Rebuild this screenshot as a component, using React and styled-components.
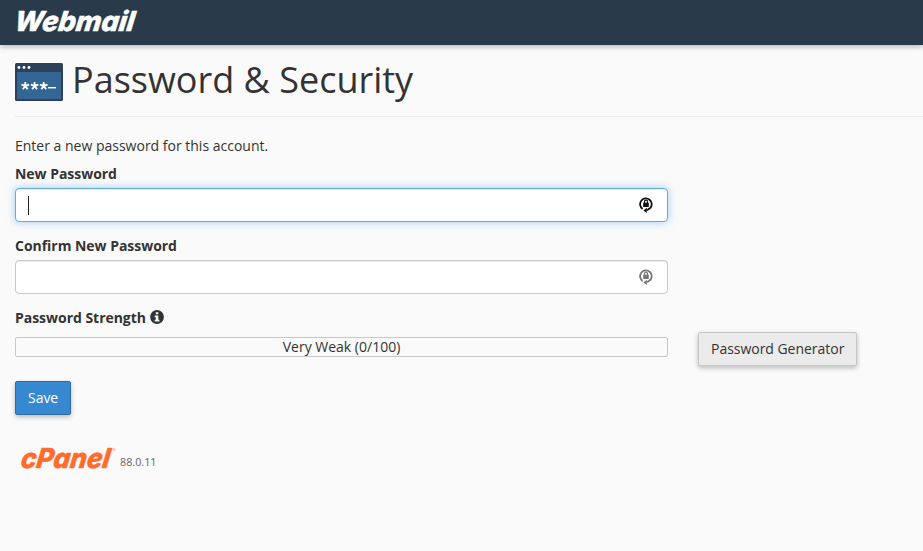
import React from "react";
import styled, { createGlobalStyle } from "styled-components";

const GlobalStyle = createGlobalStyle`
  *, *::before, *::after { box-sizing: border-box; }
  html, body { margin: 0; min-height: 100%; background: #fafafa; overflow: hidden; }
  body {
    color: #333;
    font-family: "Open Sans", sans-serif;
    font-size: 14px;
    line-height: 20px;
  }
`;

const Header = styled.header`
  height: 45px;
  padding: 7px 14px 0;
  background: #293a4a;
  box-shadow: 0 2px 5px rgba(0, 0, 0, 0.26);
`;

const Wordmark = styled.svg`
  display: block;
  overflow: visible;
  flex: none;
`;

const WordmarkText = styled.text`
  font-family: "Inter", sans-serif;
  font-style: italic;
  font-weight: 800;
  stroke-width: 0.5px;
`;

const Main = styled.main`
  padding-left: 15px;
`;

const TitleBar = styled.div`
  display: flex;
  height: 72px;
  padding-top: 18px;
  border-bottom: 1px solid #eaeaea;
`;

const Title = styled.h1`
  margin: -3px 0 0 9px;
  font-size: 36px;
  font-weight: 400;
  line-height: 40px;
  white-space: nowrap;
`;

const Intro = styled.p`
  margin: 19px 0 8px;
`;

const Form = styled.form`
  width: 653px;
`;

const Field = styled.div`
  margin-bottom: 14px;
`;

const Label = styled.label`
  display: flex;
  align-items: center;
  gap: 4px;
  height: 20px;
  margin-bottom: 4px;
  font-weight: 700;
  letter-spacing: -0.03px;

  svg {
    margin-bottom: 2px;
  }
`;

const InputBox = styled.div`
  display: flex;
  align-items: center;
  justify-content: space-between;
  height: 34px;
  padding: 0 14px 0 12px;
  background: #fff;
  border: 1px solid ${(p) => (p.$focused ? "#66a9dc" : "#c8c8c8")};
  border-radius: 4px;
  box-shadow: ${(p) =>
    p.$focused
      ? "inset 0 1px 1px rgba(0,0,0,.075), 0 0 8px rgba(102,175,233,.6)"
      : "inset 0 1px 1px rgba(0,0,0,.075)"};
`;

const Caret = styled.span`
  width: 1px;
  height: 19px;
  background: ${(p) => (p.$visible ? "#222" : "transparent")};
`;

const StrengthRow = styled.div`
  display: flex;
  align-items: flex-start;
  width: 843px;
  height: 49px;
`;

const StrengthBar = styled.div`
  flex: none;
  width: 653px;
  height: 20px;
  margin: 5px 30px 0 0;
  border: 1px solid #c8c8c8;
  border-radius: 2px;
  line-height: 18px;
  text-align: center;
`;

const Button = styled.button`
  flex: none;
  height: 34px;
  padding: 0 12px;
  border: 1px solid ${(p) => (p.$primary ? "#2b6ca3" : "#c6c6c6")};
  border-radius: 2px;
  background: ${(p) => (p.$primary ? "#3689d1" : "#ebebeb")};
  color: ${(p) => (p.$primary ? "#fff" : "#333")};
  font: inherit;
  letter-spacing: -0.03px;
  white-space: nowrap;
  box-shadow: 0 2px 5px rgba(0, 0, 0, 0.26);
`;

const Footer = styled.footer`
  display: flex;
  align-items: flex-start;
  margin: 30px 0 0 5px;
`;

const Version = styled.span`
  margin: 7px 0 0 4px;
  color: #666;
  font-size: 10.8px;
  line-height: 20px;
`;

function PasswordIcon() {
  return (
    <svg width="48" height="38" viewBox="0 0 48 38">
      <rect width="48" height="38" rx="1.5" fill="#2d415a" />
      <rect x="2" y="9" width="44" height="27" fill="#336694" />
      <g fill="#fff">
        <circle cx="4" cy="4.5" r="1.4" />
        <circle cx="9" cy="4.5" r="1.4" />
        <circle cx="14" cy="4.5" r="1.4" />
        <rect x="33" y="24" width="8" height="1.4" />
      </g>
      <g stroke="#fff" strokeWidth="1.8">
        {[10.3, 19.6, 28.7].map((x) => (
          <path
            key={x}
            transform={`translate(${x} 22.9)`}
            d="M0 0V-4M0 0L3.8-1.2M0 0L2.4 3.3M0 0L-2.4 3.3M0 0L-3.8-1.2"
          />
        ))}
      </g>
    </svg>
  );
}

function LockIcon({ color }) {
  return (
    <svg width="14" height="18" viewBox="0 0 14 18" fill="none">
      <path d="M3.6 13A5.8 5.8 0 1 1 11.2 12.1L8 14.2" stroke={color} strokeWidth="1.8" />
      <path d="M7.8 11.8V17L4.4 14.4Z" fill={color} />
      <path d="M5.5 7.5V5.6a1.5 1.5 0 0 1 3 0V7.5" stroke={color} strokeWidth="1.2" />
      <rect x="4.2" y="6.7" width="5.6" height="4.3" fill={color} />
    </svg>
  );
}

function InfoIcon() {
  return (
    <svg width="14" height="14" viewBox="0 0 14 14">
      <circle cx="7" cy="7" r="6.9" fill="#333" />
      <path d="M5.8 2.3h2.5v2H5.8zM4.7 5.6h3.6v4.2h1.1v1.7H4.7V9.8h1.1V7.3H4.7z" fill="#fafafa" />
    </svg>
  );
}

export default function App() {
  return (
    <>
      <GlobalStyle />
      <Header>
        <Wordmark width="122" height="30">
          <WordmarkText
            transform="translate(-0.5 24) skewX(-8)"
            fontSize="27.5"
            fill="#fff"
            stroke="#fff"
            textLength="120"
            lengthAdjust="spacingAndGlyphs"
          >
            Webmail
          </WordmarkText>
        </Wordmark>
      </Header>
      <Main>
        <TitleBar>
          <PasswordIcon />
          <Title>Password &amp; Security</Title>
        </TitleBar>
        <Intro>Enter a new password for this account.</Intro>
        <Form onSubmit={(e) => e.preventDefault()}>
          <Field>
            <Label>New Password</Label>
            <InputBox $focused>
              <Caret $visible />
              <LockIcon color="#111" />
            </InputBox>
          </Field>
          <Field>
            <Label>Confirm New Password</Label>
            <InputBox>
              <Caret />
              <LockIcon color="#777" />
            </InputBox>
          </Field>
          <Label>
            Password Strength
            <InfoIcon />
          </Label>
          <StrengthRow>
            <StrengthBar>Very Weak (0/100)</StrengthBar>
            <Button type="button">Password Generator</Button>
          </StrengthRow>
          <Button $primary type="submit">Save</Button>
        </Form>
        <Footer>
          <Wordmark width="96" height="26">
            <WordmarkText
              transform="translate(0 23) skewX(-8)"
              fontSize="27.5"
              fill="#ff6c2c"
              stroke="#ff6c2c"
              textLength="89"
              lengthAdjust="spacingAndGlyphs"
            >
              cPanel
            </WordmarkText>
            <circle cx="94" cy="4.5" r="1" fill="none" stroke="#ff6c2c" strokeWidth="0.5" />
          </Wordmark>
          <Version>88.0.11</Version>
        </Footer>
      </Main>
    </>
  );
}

▸ **Brief**
Retype the data above exactly; pictures are not part of the copy.

▸ **Reply to the task**
Rebuild this screenshot as a component, using React and styled-components.
import React from "react";
import styled, { createGlobalStyle } from "styled-components";

const GlobalStyle = createGlobalStyle`
  *, *::before, *::after { box-sizing: border-box; }
  html, body { margin: 0; min-height: 100%; background: #fafafa; overflow: hidden; }
  body {
    color: #333;
    font-family: "Open Sans", sans-serif;
    font-size: 14px;
    line-height: 20px;
  }
`;

const Header = styled.header`
  height: 45px;
  padding: 7px 14px 0;
  background: #293a4a;
  box-shadow: 0 2px 5px rgba(0, 0, 0, 0.26);
`;

const Wordmark = styled.svg`
  display: block;
  overflow: visible;
  flex: none;
`;

const WordmarkText = styled.text`
  font-family: "Inter", sans-serif;
  font-style: italic;
  font-weight: 800;
  stroke-width: 0.5px;
`;

const Main = styled.main`
  padding-left: 15px;
`;

const TitleBar = styled.div`
  display: flex;
  height: 72px;
  padding-top: 18px;
  border-bottom: 1px solid #eaeaea;
`;

const Title = styled.h1`
  margin: -3px 0 0 9px;
  font-size: 36px;
  font-weight: 400;
  line-height: 40px;
  white-space: nowrap;
`;

const Intro = styled.p`
  margin: 19px 0 8px;
`;

const Form = styled.form`
  width: 653px;
`;

const Field = styled.div`
  margin-bottom: 14px;
`;

const Label = styled.label`
  display: flex;
  align-items: center;
  gap: 4px;
  height: 20px;
  margin-bottom: 4px;
  font-weight: 700;
  letter-spacing: -0.03px;

  svg {
    margin-bottom: 2px;
  }
`;

const InputBox = styled.div`
  display: flex;
  align-items: center;
  justify-content: space-between;
  height: 34px;
  padding: 0 14px 0 12px;
  background: #fff;
  border: 1px solid ${(p) => (p.$focused ? "#66a9dc" : "#c8c8c8")};
  border-radius: 4px;
  box-shadow: ${(p) =>
    p.$focused
      ? "inset 0 1px 1px rgba(0,0,0,.075), 0 0 8px rgba(102,175,233,.6)"
      : "inset 0 1px 1px rgba(0,0,0,.075)"};
`;

const Caret = styled.span`
  width: 1px;
  height: 19px;
  background: ${(p) => (p.$visible ? "#222" : "transparent")};
`;

const StrengthRow = styled.div`
  display: flex;
  align-items: flex-start;
  width: 843px;
  height: 49px;
`;

const StrengthBar = styled.div`
  flex: none;
  width: 653px;
  height: 20px;
  margin: 5px 30px 0 0;
  border: 1px solid #c8c8c8;
  border-radius: 2px;
  line-height: 18px;
  text-align: center;
`;

const Button = styled.button`
  flex: none;
  height: 34px;
  padding: 0 12px;
  border: 1px solid ${(p) => (p.$primary ? "#2b6ca3" : "#c6c6c6")};
  border-radius: 2px;
  background: ${(p) => (p.$primary ? "#3689d1" : "#ebebeb")};
  color: ${(p) => (p.$primary ? "#fff" : "#333")};
  font: inherit;
  letter-spacing: -0.03px;
  white-space: nowrap;
  box-shadow: 0 2px 5px rgba(0, 0, 0, 0.26);
`;

const Footer = styled.footer`
  display: flex;
  align-items: flex-start;
  margin: 30px 0 0 5px;
`;

const Version = styled.span`
  margin: 7px 0 0 4px;
  color: #666;
  font-size: 10.8px;
  line-height: 20px;
`;

function PasswordIcon() {
  return (
    <svg width="48" height="38" viewBox="0 0 48 38">
      <rect width="48" height="38" rx="1.5" fill="#2d415a" />
      <rect x="2" y="9" width="44" height="27" fill="#336694" />
      <g fill="#fff">
        <circle cx="4" cy="4.5" r="1.4" />
        <circle cx="9" cy="4.5" r="1.4" />
        <circle cx="14" cy="4.5" r="1.4" />
        <rect x="33" y="24" width="8" height="1.4" />
      </g>
      <g stroke="#fff" strokeWidth="1.8">
        {[10.3, 19.6, 28.7].map((x) => (
          <path
            key={x}
            transform={`translate(${x} 22.9)`}
            d="M0 0V-4M0 0L3.8-1.2M0 0L2.4 3.3M0 0L-2.4 3.3M0 0L-3.8-1.2"
          />
        ))}
      </g>
    </svg>
  );
}

function LockIcon({ color }) {
  return (
    <svg width="14" height="18" viewBox="0 0 14 18" fill="none">
      <path d="M3.6 13A5.8 5.8 0 1 1 11.2 12.1L8 14.2" stroke={color} strokeWidth="1.8" />
      <path d="M7.8 11.8V17L4.4 14.4Z" fill={color} />
      <path d="M5.5 7.5V5.6a1.5 1.5 0 0 1 3 0V7.5" stroke={color} strokeWidth="1.2" />
      <rect x="4.2" y="6.7" width="5.6" height="4.3" fill={color} />
    </svg>
  );
}

function InfoIcon() {
  return (
    <svg width="14" height="14" viewBox="0 0 14 14">
      <circle cx="7" cy="7" r="6.9" fill="#333" />
      <path d="M5.8 2.3h2.5v2H5.8zM4.7 5.6h3.6v4.2h1.1v1.7H4.7V9.8h1.1V7.3H4.7z" fill="#fafafa" />
    </svg>
  );
}

export default function App() {
  return (
    <>
      <GlobalStyle />
      <Header>
        <Wordmark width="122" height="30">
          <WordmarkText
            transform="translate(-0.5 24) skewX(-8)"
            fontSize="27.5"
            fill="#fff"
            stroke="#fff"
            textLength="120"
            lengthAdjust="spacingAndGlyphs"
          >
            Webmail
          </WordmarkText>
        </Wordmark>
      </Header>
      <Main>
        <TitleBar>
          <PasswordIcon />
          <Title>Password &amp; Security</Title>
        </TitleBar>
        <Intro>Enter a new password for this account.</Intro>
        <Form onSubmit={(e) => e.preventDefault()}>
          <Field>
            <Label>New Password</Label>
            <InputBox $focused>
              <Caret $visible />
              <LockIcon color="#111" />
            </InputBox>
          </Field>
          <Field>
            <Label>Confirm New Password</Label>
            <InputBox>
              <Caret />
              <LockIcon color="#777" />
            </InputBox>
          </Field>
          <Label>
            Password Strength
            <InfoIcon />
          </Label>
          <StrengthRow>
            <StrengthBar>Very Weak (0/100)</StrengthBar>
            <Button type="button">Password Generator</Button>
          </StrengthRow>
          <Button $primary type="submit">Save</Button>
        </Form>
        <Footer>
          <Wordmark width="96" height="26">
            <WordmarkText
              transform="translate(0 23) skewX(-8)"
              fontSize="27.5"
              fill="#ff6c2c"
              stroke="#ff6c2c"
              textLength="89"
              lengthAdjust="spacingAndGlyphs"
            >
              cPanel
            </WordmarkText>
            <circle cx="94" cy="4.5" r="1" fill="none" stroke="#ff6c2c" strokeWidth="0.5" />
          </Wordmark>
          <Version>88.0.11</Version>
        </Footer>
      </Main>
    </>
  );
}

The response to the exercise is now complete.